Mitten in Starnberg:Der weite Weg nach Salò

Warum der Gardasee genaus weit weg ist wie der Genfer See

Von wolfgang prochaska

Es muss mit einem großen Missverständnis aufgeräumt werden. Und zwar schnell. Wer noch einmal behauptet, dass der Gardasee nur ein bisschen südlicher von Starnberg entfernt liegt, erhält die verdiente Strafe, mindestens einmal im Monat über den Brenner nach Torbole oder Riva fahren zu müssen. Das wird eine bessere Einsicht fördern und das Bewusstsein schärfen. Und zwar für immer.

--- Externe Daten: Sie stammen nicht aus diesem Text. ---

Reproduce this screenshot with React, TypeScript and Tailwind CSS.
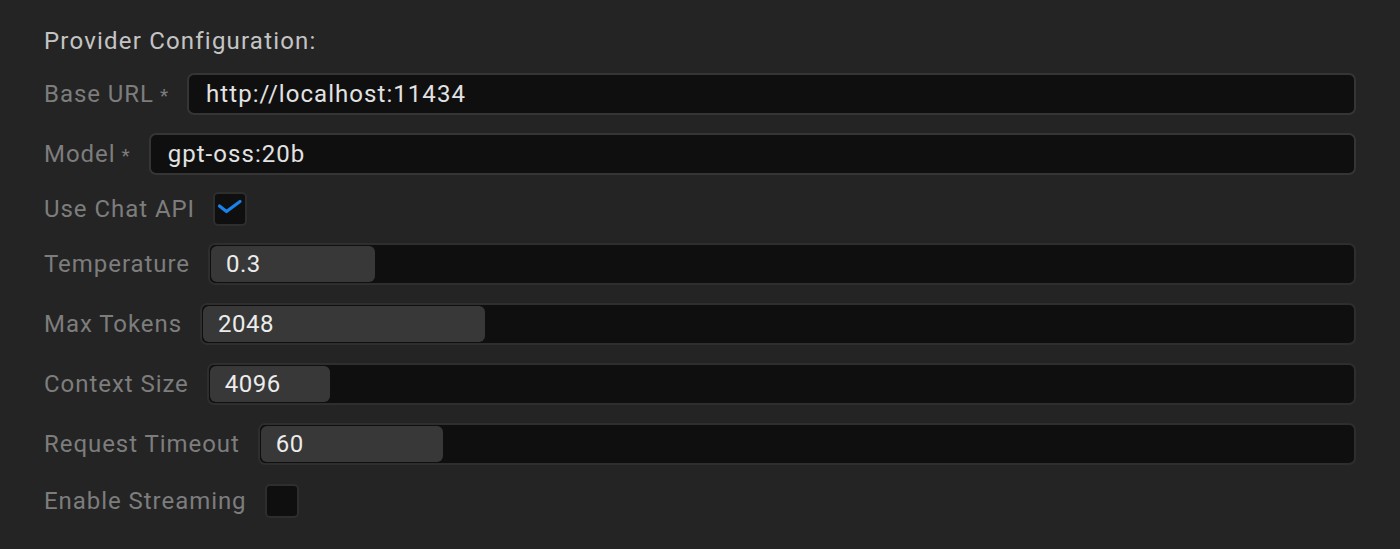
import React from "react";

const font = { fontFamily: "Roboto, 'Noto Sans', sans-serif" };

function Label({ text, req }: { text: string; req?: boolean }) {
  return (
    <span className="text-[24px] leading-none tracking-[0.95px] text-[#7d7d7d] whitespace-nowrap flex items-center">
      {text}
      {req && <span className="ml-[6px] text-[19px] text-[#7d7d7d] relative top-[1px]">*</span>}
    </span>
  );
}

function TextRow({ label, value, req }: { label: string; value: string; req?: boolean }) {
  return (
    <div className="flex items-center gap-[18px] py-[9px]">
      <Label text={label} req={req} />
      <div className="flex-1 h-[42px] rounded-[7px] border-2 border-[#353535] bg-[#0f0f0f] flex items-center pl-[17px] text-[24px] tracking-[1.05px] text-[#e2e2e2]">
        {value}
      </div>
    </div>
  );
}

function SliderRow({ label, value, fill }: { label: string; value: string; fill: number }) {
  return (
    <div className="flex items-center gap-[18px] py-[9px]">
      <Label text={label} />
      <div className="flex-1 h-[42px] rounded-[7px] border-2 border-[#2e2e2e] bg-[#0f0f0f] p-[1px] flex">
        <div
          className="h-full rounded-[6px] bg-[#383838] flex items-center pl-[15px] text-[24px] tracking-[0.5px] text-[#ececec]"
          style={{ width: fill }}
        >
          {value}
        </div>
      </div>
    </div>
  );
}

function CheckRow({ label, checked, top }: { label: string; checked?: boolean; top: string }) {
  return (
    <div className={`flex items-center gap-[18px] pb-[8px] ${top}`}>
      <Label text={label} />
      <div className="w-[34px] h-[34px] rounded-[5px] border-2 border-[#2e2e2e] bg-[#0f0f0f] flex items-center justify-center">
        {checked && (
          <svg width="34" height="34" viewBox="0 0 34 34" fill="none" className="shrink-0">
            <path d="M6.5 14 L13.5 19.5 L27 9.5" stroke="#1a82ec" strokeWidth="3.2" strokeLinecap="round" strokeLinejoin="round" />
          </svg>
        )}
      </div>
    </div>
  );
}

export default function App() {
  return (
    <div className="w-[1400px] h-[549px] bg-[#242424] overflow-hidden" style={font}>
      <div className="pl-[44px] pr-[44px] pt-[29px]">
        <div className="text-[24px] leading-none tracking-[1.2px] text-[#c4c4c4] pb-[11px]">Provider Configuration:</div>
        <TextRow label="Base URL" value="http://localhost:11434" req />
        <TextRow label="Model" value="gpt-oss:20b" req />
        <CheckRow label="Use Chat API" checked top="pt-[8px]" />
        <SliderRow label="Temperature" value="0.3" fill={164} />
        <SliderRow label="Max Tokens" value="2048" fill={282} />
        <SliderRow label="Context Size" value="4096" fill={120} />
        <SliderRow label="Request Timeout" value="60" fill={182} />
        <CheckRow label="Enable Streaming" top="pt-[10px]" />
      </div>
    </div>
  );
}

Denn es ist endlich an der Zeit, mal die Wahrheit mitzuteilen: Der Gardasee ist ungefähr so weit entfernt wie der Genfersee. Das kann sich jeder ganz einfach ausrechnen. Von Starnberg nach Riva fährt man durchwegs sieben Stunden. Ganz egal zu welcher Zeit, ob Tag oder Nacht, Sommer oder Winter. Zum Genfersee braucht man ebenfalls sieben Stunden. Man zockelt zwar mit 120 Stundenkilometer durch die Schweiz, aber 120 ist ein angenehmes Tempo. Durch das österreichische Inntal hingegen geht es mit 100 - wenn es überhaupt vorangeht. Am vergangenen Wochenende meldete der Verkehrsfunk 30 Kilometer Stau am Brenner. Jeder kann sich ausrechnen, wie schnell man an seinem Ziel war. Wer noch das Pech hat, sein Quartier in Limone oder Salò suchen zu müssen, der darf noch einmal ein großes Paket gute Nerven in den Kofferraum legen, weil er diese auf der Fahrt durch enge Tunnels und trödelnde Vorderleute und mutige Motorradfahrer braucht. Das alles erspart man sich, wenn man Richtung Genfersee fährt. Bis Bregenz gibt es zwar auch ein paar Tunnels, aber man befindet sich auf einer Autobahn, die selbst Wohnmobilfahrer nicht überfordert. Zur Abkühlung wartet der Bodensee. Dann hurtig in Richtung Zürich und Bern auf die Schweizer Autobahn. Ehe man es bemerkt hat, ist der Röschti-Graben schon übersprungen, und es wird sehr einsam auf der Autobahn. Gott sei Dank nicht lange, denn Lausanne und Genf sind in der Nähe. Die Romandie, die französische Schweiz, macht sich mit temperamentvollen Autofahrern bemerkbar, es sind nun sieben Stunden vergangen, auf der französischen Seite in Evian, dort wo das Wasser herkommt, wartet schon das ausgiebige Menü bei Monsieur Pierre - und es gibt garantiert keinem Menschen, den man aus Starnberg kennt. Ehrlich.